Doctors Without Borders/Médecins Sans Frontières (MSF), already working in Lae, was able to mobilize quickly and assist the ministry of health in responding to the outbreak. Initially, an isolation ward was set up in the Angau Hospital, but when cases increased, a treatment center was constructed in the front of the hospital. The MSF cholera treatment center has a capacity of 84 beds, and so far, 90 patients have been treated by MSF teams.

“At the moment, we are not seeing a rapid increase in cases in Lae,” said Steven Cooper, MSF’s emergency coordinator. “However, as cholera is a highly contagious disease, we must remain vigilant. We are continuing to monitor the situation and assess more remote areas. We are hearing reports that cholera is affecting smaller villages, so we are sending teams to examine the situation, and we will be ready to respond if necessary.”

Raising awareness

As cholera has not been present in the country for 50 years, it has been challenging to raise awareness about treatment and prevention and in reducing the stigma surrounding the disease. For example, some public transport providers are refusing to carry patients, making it difficult for those in need to access treatment.
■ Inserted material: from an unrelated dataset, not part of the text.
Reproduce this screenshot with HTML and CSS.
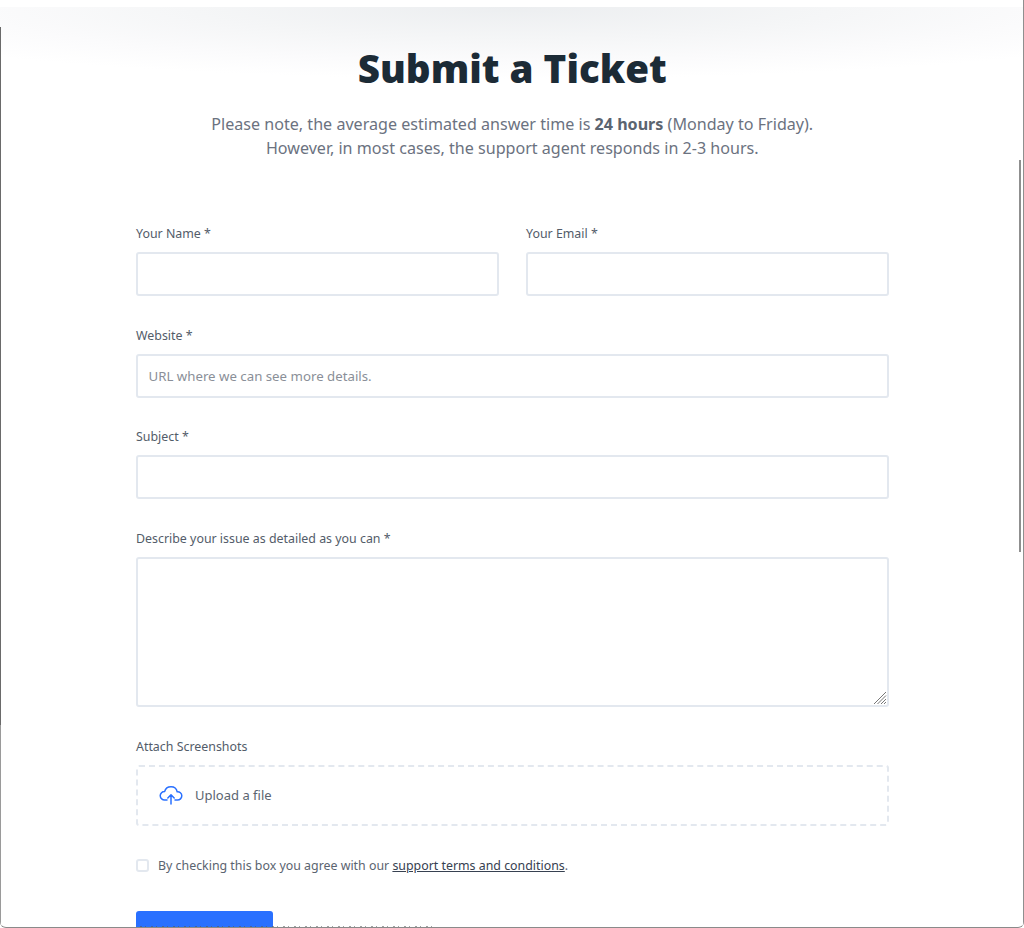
FILE: index.html
```html
<!DOCTYPE html>
<html lang="en">
<head>
<meta charset="utf-8">
<title>Submit a Ticket</title>
<link rel="stylesheet" href="styles.css">
</head>
<body>
<div class="window">
  <div class="top-strip"></div>
  <main class="page">
    <div class="glow"></div>
    <h1 class="title">Submit a Ticket</h1>
    <p class="intro">Please note, the average estimated answer time is <strong>24 hours</strong> (Monday to Friday).<br>However, in most cases, the support agent responds in 2-3 hours.</p>
    <form class="form">
      <div class="row">
        <div class="field">
          <label class="label">Your Name *</label>
          <input class="input" type="text">
        </div>
        <div class="field">
          <label class="label">Your Email *</label>
          <input class="input" type="text">
        </div>
      </div>
      <div class="field">
        <label class="label">Website *</label>
        <input class="input" type="text" placeholder="URL where we can see more details.">
      </div>
      <div class="field">
        <label class="label">Subject *</label>
        <input class="input" type="text">
      </div>
      <div class="field">
        <label class="label">Describe your issue as detailed as you can *</label>
        <div class="textarea-wrap">
          <textarea class="input textarea"></textarea>
          <svg class="grip" viewBox="0 0 14 14" width="14" height="14" fill="none" stroke="#777" stroke-width="1">
            <path d="M1 13 13 1M4.5 13 13 4.5M8 13l5-5M11 13l2-2"/>
          </svg>
        </div>
      </div>
      <div class="field">
        <label class="label">Attach Screenshots</label>
        <div class="upload">
          <svg class="upload-icon" viewBox="0 0 24 20" width="24" height="20" fill="none" stroke="#2970ff" stroke-width="1.5" stroke-linecap="round" stroke-linejoin="round">
            <path d="M8 15H6a4.4 4.4 0 0 1-4.8-4.2A4.3 4.3 0 0 1 5.6 6.6 6.6 6.6 0 0 1 12 1.8a6.3 6.3 0 0 1 6.2 5 4.1 4.1 0 0 1 4.6 4A4.2 4.2 0 0 1 18.4 15H16"/>
            <path d="M12 19V10M8.8 13 12 9.8 15.2 13"/>
          </svg>
          <span class="upload-text">Upload a file</span>
        </div>
      </div>
      <div class="agree">
        <span class="checkbox"></span>
        <span class="agree-text">By checking this box you agree with our <a class="link" href="#">support terms and conditions</a>.</span>
      </div>
      <button class="submit" type="button" aria-label="Submit"></button>
    </form>
  </main>
  <div class="scrollbar"></div>
  <div class="edge-bits"></div>
</div>
</body>
</html>
```

FILE: styles.css
```css
* { box-sizing: border-box; }
html, body { margin: 0; padding: 0; height: 100%; background: #fff; overflow: hidden; }
body { font-family: "Noto Sans", "Open Sans", sans-serif; color: #4b5563; }
.window { position: relative; height: 928px; overflow: hidden; display: flex; flex-direction: column; background: #fff; border-bottom: 1px solid #8a8a8a; border-bottom-left-radius: 6px; border-bottom-right-radius: 6px; }
.window::before { content: ""; position: absolute; left: 0; top: 27px; bottom: 0; width: 1px; background: linear-gradient(#6a6a6a 0, #6a6a6a 698px, #9a9a9a 698px); z-index: 3; }
.window::after { content: ""; position: absolute; right: 0; top: 0; bottom: 0; width: 1px; background: #8f8f8f; z-index: 3; }
.top-strip { height: 7px; background: #fff; flex: none; position: relative; z-index: 2; }
.page { position: relative; flex: 1; padding: 0 135.5px 0 136px; }
.glow { position: absolute; left: 0; right: 0; top: 0; height: 72px; background: radial-gradient(ellipse 70% 100% at 50% 0, #eceef0 0%, #f5f6f7 45%, #fbfbfc 75%, #fff 100%); }
.title { position: relative; margin: 0; padding-top: 36px; text-align: center; font-size: 38.6px; line-height: 50px; font-weight: 900; color: #1c2b36; }
.intro { position: relative; margin: 19px 0 0; text-align: center; font-size: 16.1px; line-height: 24px; color: #6b7280; }
.intro strong { font-weight: 700; color: #5b6470; }
.form { display: flex; flex-direction: column; gap: 29.7px; margin-top: 64px; }
.row { display: grid; grid-template-columns: 1fr 1fr; gap: 27.5px; }
.field { display: flex; flex-direction: column; gap: 9px; }
.label { font-size: 12.4px; line-height: 19px; color: #535c69; }
.input { display: block; width: 100%; height: 44px; background: #fff; border: 2px solid #e3e8ef; border-radius: 3px; padding: 1px 10.5px 0; font: 13.25px "Noto Sans", sans-serif; color: #4b5563; outline: none; }
.input::placeholder { color: #8a8f98; opacity: 1; }
.textarea-wrap { position: relative; }
.textarea { height: 150px; resize: none; }
.grip { position: absolute; right: 2px; bottom: 2px; }
.upload { display: flex; align-items: center; gap: 12px; height: 61px; padding-left: 21px; border: 2px dashed #e3e8ef; border-radius: 3px; }
.upload-text { font-size: 13px; color: #5b6470; }
.agree { display: flex; align-items: center; gap: 9px; margin-top: 2px; }
.checkbox { width: 13px; height: 13px; margin-bottom: 2px; border: 2px solid #e3e8ef; border-radius: 3px; flex: none; }
.agree-text { font-size: 12.38px; line-height: 18px; color: #5b6470; }
.link { color: #374151; text-decoration: underline; }
.submit { width: 137px; height: 44px; align-self: flex-start; margin-top: 6px; background: #2970ff; border: none; border-radius: 3px; }
.scrollbar { position: absolute; right: 3px; top: 160px; width: 2px; height: 392px; background: #8f8f8f; }
.edge-bits { position: absolute; left: 140px; bottom: 0; width: 295px; height: 1px; opacity: .55; background: repeating-linear-gradient(90deg, #555 0 2px, transparent 2px 5px, #555 5px 6px, transparent 6px 11px); }
```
Over the last few weeks, MSF has therefore focused energy on raising awareness about the disease by organizing workshops on hygiene and the use of chlorine, and briefing key members of the community including schools, pharmacies, and local NGOs.

Symptoms of cholera include profuse vomiting and diarrhea resulting in severe dehydration. Although it is a highly contagious disease, cholera can be prevented by following strict hygiene practices and using and drinking safe, clean water. Treatment is simple: most patients are treated using oral rehydration solution (ORS), which provides electrolytes to rehydrate the patient. More severe cases are treated using intravenous drips.

MSF will continue to provide treatment for cholera patients until the epidemic is contained. In addition to cholera, outbreaks of shigella and influenza A (H1N1) have been confirmed in Menyama district. MSF is planning to send a medical assessment team to investigate.

MSF has been working in Papua New Guinea since 2007. In addition to the current emergency response, teams provide free medical and psychological care for victims of sexual and domestic violence in Lae at the Angau Hospital. There is also a team in Tari, providing emergency medical and surgical care for victims of violence at the Tari Hospital.